Given that email is the killer app of the Internet, a new version of Navigator without email features could have been an inconvenience for users accustomed to email-browser integration. The remote access solution, although wedded to Netscape products on the back end, addresses that problem.
The software that allows for this remote access will be built in two pieces. Calendar Express works with Netscape's Calendar Server and is scheduled to be available for downloading in a few weeks. The Messenger Express email add-on to the company's Messaging Server is not as far along. It will enter beta in a few weeks and ship later this year. Both will allow remote access to what product manager Karen Smith called "simple but fully featured" personal email or scheduling information through any standard browser.

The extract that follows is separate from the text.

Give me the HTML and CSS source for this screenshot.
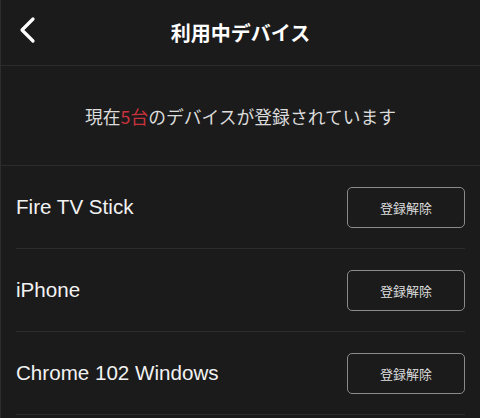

All the email and calendar information will be stored on the server and will not be downloaded to the user's hard drive.
Netscape decided to offer the stripped-down Navigator 4.0--which at 7.5MB includes the all-Java Netcaster "tuner" software but not the email or newsreader clients that previous Navigators have included--to give users the option to forgo the 14MB Communicator suite.
The company also shipped the standalone browser to appease industry partners who usually bundle Navigator with their software. The prime example is Lotus Development, whose Lotus Notes groupware will ship with Navigator 4.0 now that the browser is no longer integrated with Communicator's groupware components. Nonetheless, Netscape executives contended that they will continue to offer Communicator as Notes competition.
"One big win for us are [companies] with older versions of Lotus Notes," said Communicator product manager Daniel Claussen. "Notes is an all-or-nothing decision and very expensive."